An NNUE net expresses chess advice as a series of numbers. There is no human using his or her free creativity to select those numbers (and even if a human would somehow do so, the creativity would not be visible from the resulting series of numbers, so it would still not count).

So there is no copyright on NNUE weights.
Precedent: a lot of the ideas for Dan Brown's book "Da Vinci Code" came from "Holy Blood, Holy Grail", but the authors of the original book failed in their attempt to sue because no actual expressions from the original had been used - just ideas.
Indeed.

A good precedent would be IBM PC clones: the PC was made out of "standard parts" (as opposed to IBM proprietary parts), so soon companies wanted to make their own version of it.

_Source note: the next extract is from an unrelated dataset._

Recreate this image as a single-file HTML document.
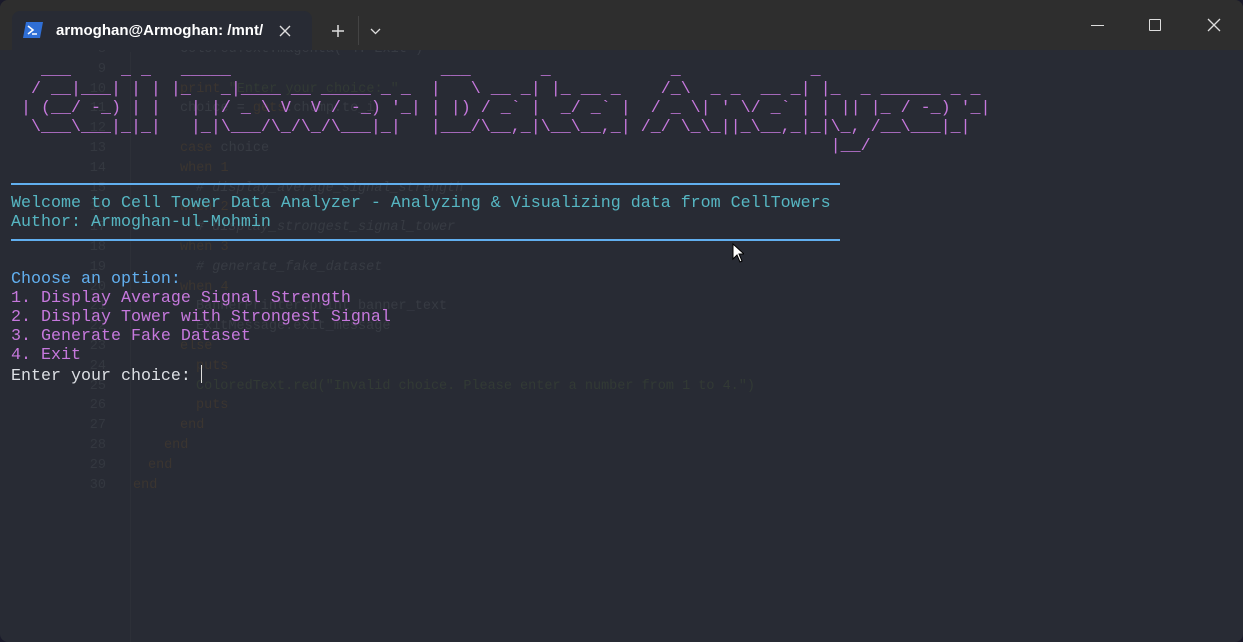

Some of the system level software was proprietary, but clone manufacturers were allowed to write their own version of it, providing it was done in a "clean room": the developers were only allowed to know the functional requirements of the software - they were not allowed to see ANY of the original code. They succeeded - and the chances are very slim that anyone using an Intel architecture PC/laptop today are using one manufactured by IBM.